Sony and TSMC’s Next-Gen Camera Sensors Target Phone Battery Drain

Inside the Sony–TSMC Partnership on Next-Generation Sensors

Sony and TSMC have formed a joint venture dedicated to developing and manufacturing next-generation image sensors, with Sony confirming that smartphone camera sensors are a central focus. Sony brings its long-standing expertise in image sensor design and development, while TSMC contributes its advanced process technology and manufacturing know-how. Today, sensors like Sony’s LYT-818, used in phones such as the Vivo X200 Pro, are reportedly built on a 22nm process. Established sensors like the IMX989 are believed to use an even larger 40nm process. By shifting future smartphone sensors onto smaller nodes, similar in spirit to the 3nm and 4nm logic chips already common in phones, the partnership aims to modernize camera manufacturing. Sony describes the joint venture as a way to broaden its options for investment and development, positioning it to evolve beyond its existing fabs and accelerate innovation.

How Advanced Process Nodes Improve Camera Efficiency

Shrinking the manufacturing process of an image sensor doesn’t make the sensor physically smaller; instead, it allows the underlying circuitry to be made with finer, more efficient structures. This is crucial for smartphone camera efficiency. Smaller process nodes typically reduce power consumption and heat generation, meaning the sensor can do the same work while drawing less energy from the battery. Sony’s existing LYT-818 sensor, already on a 22nm process, has been associated with improved power efficiency, suggesting that further node reductions with TSMC could bring even greater gains. Less heat also helps prevent thermal throttling, which can cause dropped frames or shorter recording limits during video capture. In practice, this could let users shoot longer high-quality videos, use demanding camera modes more often, and still see noticeable battery life improvement over current devices that rely on older, less efficient sensor technology.

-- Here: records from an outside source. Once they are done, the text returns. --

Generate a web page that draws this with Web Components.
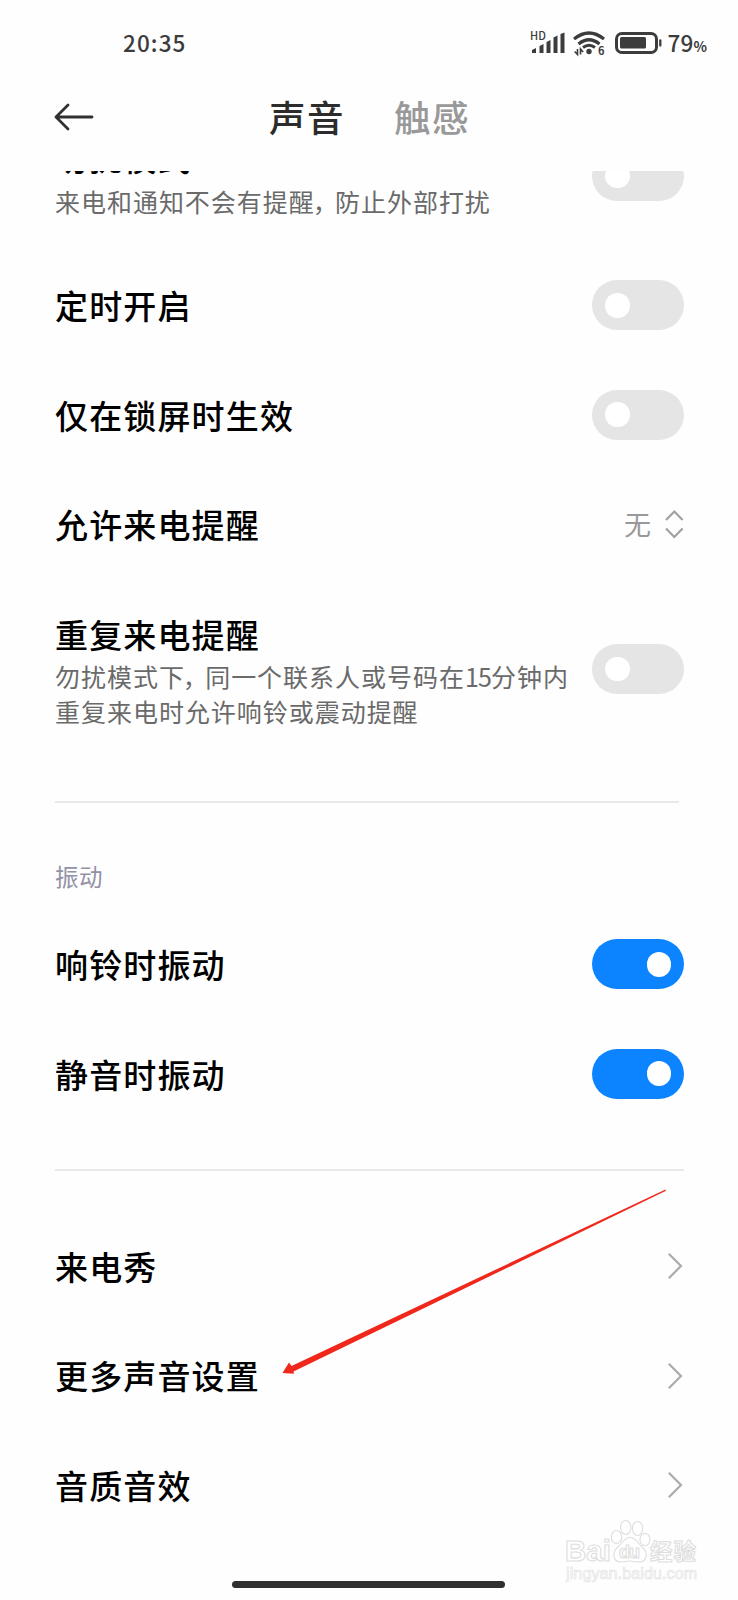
<!DOCTYPE html>
<html lang="zh-CN">
<head>
<meta charset="UTF-8">
<title>声音</title>
<style>
    html, body{
        margin:0;
        background:#fefefe;
        font-family:"Noto Sans CJK SC", "Noto Sans", sans-serif;
    }
</style>
</head>
<body>
<sound-settings></sound-settings>
<script>
class BaseElement extends HTMLElement{
    constructor(){
        super();
        this.attachShadow({mode:'open'});
    }
    connectedCallback(){
        const template = document.createElement('template');
        template.innerHTML = this.getTemplate();
        this.shadowRoot.appendChild(template.content.cloneNode(true));
    }
}

class StatusBar extends BaseElement{
    getTemplate(){
        return `
        <style>
            :host{
                display:flex;
                align-items:center;
                justify-content:space-between;
                box-sizing:border-box;
                height:86px;
                padding:0 31px 0 123px;
                color:#3c3c3c;
                font-weight:500;
            }
            .time{
                padding-bottom:3px;
                font-size:22.5px;
                letter-spacing:1.1px;
            }
            .right{
                display:flex;
                align-items:center;
            }
            svg{
                display:block;
            }
            .level{
                margin-left:5px;
                padding-bottom:2px;
                font-size:22.5px;
                letter-spacing:.2px;
            }
            .level small{
                font-size:14px;
                font-weight:700;
                letter-spacing:0;
            }
        </style>
        <span class="time">20:35</span>
        <div class="right">
            <svg width="134" height="34" viewBox="528 26 134 34" fill="none" stroke="#3c3c3c">
                <text x="530" y="39.5" font-size="11" font-weight="500" fill="#3c3c3c" stroke="none">HD</text>
                <g fill="#3c3c3c" stroke="none">
                    <path d="M532 50l4-2v5h-4zM539.5 46l4-2v9h-4zM546.5 42l4-2v13h-4zM553.5 37.5l4-2V53h-4zM560.5 34l4-1.5V53h-4z"/>
                    <circle cx="589" cy="51.500" r="2.700"/>
                </g>
                <path stroke-width="3.2" d="M574 39q15-12 30 0M578.5 44q10.500-8.500 21 0"/>
                <path stroke-width="3" d="M583 47.500q6-4.500 12 0"/>
                <path stroke-width="1.600" d="M577.500 49v5.500l-2.800-3M580.500 54.500V49l2.600 3"/>
                <text x="598" y="55" font-size="11" font-weight="700" fill="#3c3c3c" stroke="none">6</text>
                <rect x="616.500" y="33.500" width="40" height="19" rx="5.500" stroke-width="3"/>
                <rect x="620" y="37" width="26" height="11.500" rx="1.500" fill="#3c3c3c" stroke="none"/>
                <path stroke-width="2.300" stroke-linecap="round" d="M660.300 40.500v5"/>
            </svg>
            <span class="level">79<small>%</small></span>
        </div>
        `
    }
}
customElements.define('status-bar', StatusBar)

class TabHeader extends BaseElement{
    getTemplate(){
        return `
        <style>
            :host{
                display:flex;
                align-items:center;
                box-sizing:border-box;
                height:85px;
                padding:0 0 23px 54px;
                font-size:36.5px;
                line-height:50px;
                letter-spacing:1.5px;
                font-weight:500;
            }
            svg{
                margin-right:175px;
            }
            .active{
                color:#2c2c2c;
                margin-right:49px;
            }
            .other{
                color:#999;
            }
        </style>
        <svg width="40" height="30" viewBox="0 0 40 30" fill="none" stroke="#303030" stroke-width="2.800" stroke-linecap="round" stroke-linejoin="round">
            <path d="M38 15H2M14 3L2 15l12 12"/>
        </svg>
        <span class="active">声音</span>
        <span class="other">触感</span>
        `
    }
}
customElements.define('tab-header', TabHeader)

class ToggleSwitch extends BaseElement{
    getTemplate(){
        return `
        <style>
            :host{
                display:flex;
                align-items:center;
                box-sizing:border-box;
                width:92px;
                height:50px;
                padding:0 13px;
                border-radius:25px;
                background:#e5e5e5;
            }
            :host([checked]){
                justify-content:flex-end;
                background:#0d84ff;
            }
            .knob{
                width:24.5px;
                height:24.5px;
                border-radius:50%;
                background:#fff;
            }
        </style>
        <div class="knob"></div>
        `
    }
}
customElements.define('toggle-switch', ToggleSwitch)

class ArrowIcon extends BaseElement{
    getTemplate(){
        const updown = this.getAttribute('type') === 'updown';
        return `
        <style>
            :host{
                display:block;
                margin:${updown ? '0' : '1px 1px 0 0'};
            }
            svg{
                display:block;
            }
        </style>
        ${updown
            ? `<svg width="20" height="30" viewBox="0 0 20 30" fill="none" stroke="#a0a0a0" stroke-width="2.200"><path d="M2 11l8.300-8.500L18.600 11M2 19.500l8.300 8.500 8.300-8.500"/></svg>`
            : `<svg width="16" height="28" viewBox="0 0 16 28" fill="none" stroke="#ababab" stroke-width="2.200"><path d="M1.800 1.800L14 14 1.800 26.200"/></svg>`}
        `
    }
}
customElements.define('arrow-icon', ArrowIcon)

class SettingRow extends BaseElement{
    getTemplate(){
        return `
        <style>
            :host{
                display:flex;
                align-items:center;
                justify-content:space-between;
                padding:29.65px 54px 29.65px 55px;
            }
            .title{
                font-size:33px;
                line-height:50px;
                letter-spacing:1.15px;
                font-weight:500;
                color:#000;
            }
            ::slotted([slot=summary]){
                display:block;
                margin-top:var(--summary-gap, 0);
                font-size:25px;
                line-height:35px;
                letter-spacing:.97px;
                color:#6a6a6a;
                white-space:nowrap;
            }
            .action{
                display:flex;
                align-items:center;
                gap:13px;
                font-size:27px;
                line-height:40px;
                color:#999;
            }
        </style>
        <div>
            <div class="title"><slot></slot></div>
            <slot name="summary"></slot>
        </div>
        <div class="action"><slot name="action"></slot></div>
        `
    }
}
customElements.define('setting-row', SettingRow)

class SettingGroup extends BaseElement{
    getTemplate(){
        const label = this.getAttribute('label');
        return `
        <style>
            :host{
                display:block;
            }
            .label{
                padding-left:55px;
                font-size:23.5px;
                line-height:34px;
                letter-spacing:.6px;
                color:#9292a6;
            }
        </style>
        ${label ? `<div class="label">${label}</div>` : ''}
        <slot></slot>
        `
    }
}
customElements.define('setting-group', SettingGroup)

// red pointer drawn over the list
class PointerArrow extends BaseElement{
    getTemplate(){
        return `
        <style>
            :host{
                position:absolute;
                left:275px;
                top:1185px;
            }
            svg{
                display:block;
            }
        </style>
        <svg width="396" height="196" viewBox="275 1185 396 196" fill="#f0281c">
            <path d="M282.500 1373L289 1362.500 291.500 1366 665.500 1189.500 666 1190.700 293.500 1371.500 294 1373.800z"/>
        </svg>
        `
    }
}
customElements.define('pointer-arrow', PointerArrow)

class WaterMark extends BaseElement{
    getTemplate(){
        return `
        <style>
            :host{
                position:absolute;
                left:560px;
                top:1515px;
            }
            svg{
                display:block;
            }
        </style>
        <svg width="145" height="70" viewBox="560 1515 145 70" fill="#fff" stroke="#dedede" stroke-width="1.100">
            <g font-weight="700">
                <text x="565" y="1561" font-size="29" font-family="Liberation Sans, sans-serif" textLength="46" lengthAdjust="spacingAndGlyphs">Bai</text>
                <text x="650" y="1560" font-size="22.500" textLength="46">经验</text>
            </g>
            <ellipse cx="616.500" cy="1537" rx="5.200" ry="6.500"/>
            <ellipse cx="625.700" cy="1527.500" rx="5.200" ry="7"/>
            <ellipse cx="637.500" cy="1528.500" rx="5.200" ry="7"/>
            <ellipse cx="645" cy="1539.500" rx="5" ry="6.200"/>
            <path d="M630 1537.500c6 0 8 6 12 9.500 6 5 6 15-3 15-4 0-5-1-9-1s-6 1-9 1c-9 0-9-10-3-15 4-3.500 6-9.500 12-9.500z"/>
            <text x="619" y="1558" font-size="18" font-family="Liberation Sans, sans-serif" font-weight="700" textLength="21">du</text>
            <text x="566" y="1579" font-size="16" font-family="Liberation Sans, sans-serif" stroke="#e4e4e4" stroke-width=".7" textLength="131">jingyan.baidu.com</text>
        </svg>
        `
    }
}
customElements.define('water-mark', WaterMark)

class SoundSettings extends BaseElement{
    getTemplate(){
        return `
        <style>
            :host{
                display:flex;
                flex-direction:column;
                position:relative;
                width:738px;
                height:1600px;
                overflow:hidden;
            }
            main{
                flex:1;
                overflow:hidden;
            }
            /* list is scrolled a little, first title goes under the header */
            .list{
                margin-top:-69px;
            }
            .first{
                --summary-gap:2px;
                padding-bottom:32px;
            }
            .first toggle-switch{
                margin-top:2px;
            }
            .comma{
                letter-spacing:-4.7px;
            }
            .summary-comma{
                margin-left:-2px;
                margin-right:2px;
            }
            .num{
                letter-spacing:-.8px;
            }
            hr{
                height:2px;
                margin:0 54px 0 55px;
                border:0;
                background:#e9e9e9;
            }
            .home{
                flex:none;
                width:273px;
                height:7px;
                margin:0 0 12px 232px;
                border-radius:4px;
                background:#303030;
            }
        </style>
        <status-bar></status-bar>
        <tab-header></tab-header>
        <main>
            <div class="list">
                <setting-group>
                    <setting-row class="first">勿扰模式
                        <span slot="summary">来电和通知不会有提醒<span class="comma summary-comma">，</span>防止外部打扰</span>
                        <toggle-switch slot="action"></toggle-switch>
                    </setting-row>
                    <setting-row>定时开启<toggle-switch slot="action"></toggle-switch></setting-row>
                    <setting-row>仅在锁屏时生效<toggle-switch slot="action"></toggle-switch></setting-row>
                    <setting-row>允许来电提醒
                        <span slot="action">无</span>
                        <arrow-icon slot="action" type="updown"></arrow-icon>
                    </setting-row>
                    <setting-row style="margin-top:1px">重复来电提醒
                        <span slot="summary">勿扰模式下<span class="comma summary-comma">，</span>同一个联系人或号码在<span class="num">15</span>分钟内<br>重复来电时允许响铃或震动提醒</span>
                        <toggle-switch slot="action"></toggle-switch>
                    </setting-row>
                </setting-group>
                <hr style="margin-top:42px; margin-right:59px">
                <setting-group label="振动" style="margin-top:56px; margin-bottom:41px">
                    <setting-row style="margin-top:17px">响铃时振动<toggle-switch slot="action" checked></toggle-switch></setting-row>
                    <setting-row>静音时振动<toggle-switch slot="action" checked></toggle-switch></setting-row>
                </setting-group>
                <hr>
                <setting-group style="margin-top:40px">
                    <setting-row>来电秀<arrow-icon slot="action"></arrow-icon></setting-row>
                    <setting-row>更多声音设置<arrow-icon slot="action"></arrow-icon></setting-row>
                    <setting-row>音质音效<arrow-icon slot="action"></arrow-icon></setting-row>
                </setting-group>
            </div>
        </main>
        <div class="home"></div>
        <pointer-arrow></pointer-arrow>
        <water-mark></water-mark>
        `
    }
}
customElements.define('sound-settings', SoundSettings)
</script>
</body>
</html>
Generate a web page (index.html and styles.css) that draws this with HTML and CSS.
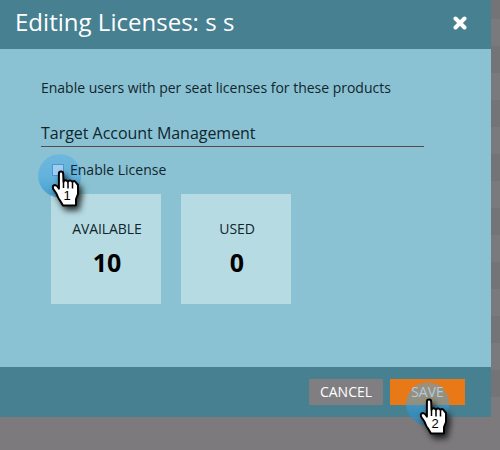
FILE: index.html
```html
<!DOCTYPE html>
<html lang="en">
<head>
<meta charset="utf-8">
<title>Editing Licenses</title>
<link rel="stylesheet" href="styles.css">
</head>
<body>
<svg class="defs" aria-hidden="true">
  <defs>
    <linearGradient id="halo" x1="0" y1="0" x2="0" y2="1">
      <stop offset="0" stop-color="#4baae8" stop-opacity=".46"/>
      <stop offset=".5" stop-color="#40a5e4" stop-opacity=".52"/>
      <stop offset="1" stop-color="#1585c9" stop-opacity=".6"/>
    </linearGradient>
    <symbol id="hand" viewBox="0 0 60 66">
      <path d="M20.9 19.7Q20.9 17.4 23 17.4Q25.2 17.4 25.2 19.7L25.5 27.6Q27.4 25 29.8 27.6Q32.2 25.2 34.4 28Q36.7 25.9 38.2 28.8L40 31V40L38 45V51.2L25 51.6L22.3 47Q20.2 44.8 18.5 39.8L15.1 34.7Q14 31.2 17 31.1Q19 31.4 20.9 34.6Z" fill="#fff" stroke="#000" stroke-width="2" stroke-linejoin="round"/>
      <path d="M25.5 27.5V34M30 28V34.5M34.5 28.5V34.5" stroke="#000" stroke-width="1.5" fill="none"/>
    </symbol>
  </defs>
</svg>
<section class="dialog">
  <header class="header">
    <h1 class="title">Editing Licenses: s s</h1>
    <svg class="close" viewBox="0 0 14 14"><path d="M2.5 2.5L11.5 11.5M11.5 2.5L2.5 11.5"/></svg>
  </header>
  <main class="content">
    <p class="intro">Enable users with per seat licenses for these products</p>
    <h2 class="product">Target Account Management</h2>
    <div class="license">
      <span class="checkbox">
        <svg class="pointer pointer-one" viewBox="0 0 60 66"><circle cx="21.7" cy="21.8" r="21.6" fill="url(#halo)"/><rect x="14.5" y="10.5" width="11" height="11" class="box-mark"/><use href="#hand" width="60" height="66" class="hand"/><text x="29" y="46">1</text></svg>
      </span>
      <span class="license-label">Enable License</span>
    </div>
    <div class="cards">
      <div class="card"><span class="card-name">AVAILABLE</span><strong class="card-value">10</strong></div>
      <div class="card"><span class="card-name">USED</span><strong class="card-value">0</strong></div>
    </div>
  </main>
  <footer class="footer">
    <div class="button cancel">CANCEL</div>
    <div class="button save"><span class="save-label">SAVE</span>
      <svg class="pointer pointer-two" viewBox="0 0 60 66"><circle cx="21.7" cy="21.8" r="21.6" fill="url(#halo)"/><use href="#hand" width="60" height="66" class="hand"/><text x="29" y="46">2</text></svg>
    </div>
  </footer>
</section>
</body>
</html>
```
FILE: styles.css
```css
* { box-sizing: border-box; }
body {
  margin: 0;
  height: 450px;
  overflow: hidden;
  background:
    linear-gradient(#7c7a7d, #7c7a7d) 0 397px / 100% 53px no-repeat,
    repeating-linear-gradient(#747376 0 27px, #7a797c 27px 54px) 0 -8px / 100% 405px no-repeat;
  font-family: "Open Sans", sans-serif;
  color: #10262d;
}
.defs { position: absolute; width: 0; height: 0; }
.dialog { width: 491px; height: 417px; display: flex; flex-direction: column; }
.header {
  height: 49px;
  padding: 0 24px 3px 15px;
  display: flex;
  align-items: center;
  justify-content: space-between;
  background: #468091;
  color: #fff;
}
.title { margin: -2px 0 0; font-size: 24px; line-height: 32px; font-weight: 400; letter-spacing: .02px; }
.close { width: 14px; height: 14px; fill: none; stroke: #fff; stroke-width: 4; stroke-linecap: round; }
.content { height: 318px; padding: 29px 67px 0 41px; background: #8ac2d3; }
.intro { margin: 0; font-size: 14px; line-height: 20px; letter-spacing: -.015px; white-space: nowrap; }
.product {
  margin: 23px 0 0;
  height: 26px;
  border-bottom: 1px solid #584b49;
  font-size: 16px;
  line-height: 24px;
  font-weight: 400;
  letter-spacing: -.03px;
}
.license { height: 20px; margin: 13px 0 0 11px; display: flex; align-items: center; gap: 6px; font-size: 14px; }
.checkbox { position: relative; width: 12px; height: 12px; border: 1px solid #398ed0; background: #c4dcf3; }
.license-label { position: relative; line-height: 20px; z-index: 2; }
.cards { display: flex; gap: 20px; margin: 14px 0 0 10px; }
.card { width: 110px; height: 110px; padding: 25px 0 0 2px; background: #b7dbe2; display: flex; flex-direction: column; align-items: center; }
.card-name { font-size: 14px; line-height: 20px; letter-spacing: -.1px; }
.card-value { margin-top: 7px; font-size: 25px; line-height: 32px; color: #000; }
.footer { height: 50px; padding: 12px 26px 0 0; display: flex; justify-content: flex-end; gap: 7px; background: #468091; }
.button { height: 26px; line-height: 26px; font-size: 14px; text-align: center; color: #fff; }
.cancel { width: 74px; background: #807e81; }
.save { position: relative; width: 75px; background: #e97817; }
.save-label { position: relative; z-index: 2; color: #a9cde4; }
.pointer { position: absolute; width: 60px; height: 66px; overflow: visible; z-index: 1; }
.pointer-one { left: -15px; top: -11px; }
.pointer-two { left: 16px; top: 3px; }
.box-mark { fill: #a3cdf0; stroke: #4a97d2; }
.hand { filter: drop-shadow(3px 4px 3px rgba(0, 0, 0, .8)); }
.pointer text { font: 13px "Liberation Sans", sans-serif; fill: #000; text-anchor: middle; }
```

What This Means for Future Phones and AI Features

For everyday users, the Sony TSMC camera sensors collaboration promises phones that no longer punish heavy camera use with rapid battery drain. Future devices could deliver both better imaging and longer battery life, rather than forcing a trade-off. Because image sensors are foundational to AI-powered photography and video—think real-time scene recognition, enhanced portrait effects, and advanced low-light processing—more efficient hardware also supports increasingly complex on-device AI. TSMC has described the partnership as a key step for the emerging AI-centric smartphone era, where cameras act as primary data sources for both photos and "physical AI" applications like robotics and automotive systems. While neither company has announced specific launch dates or phone models, it is reasonable to expect upcoming Sony-branded phones and partners like Vivo to adopt these sensors first, gradually spreading this efficiency boost across mid-range and flagship smartphones over the next product cycles.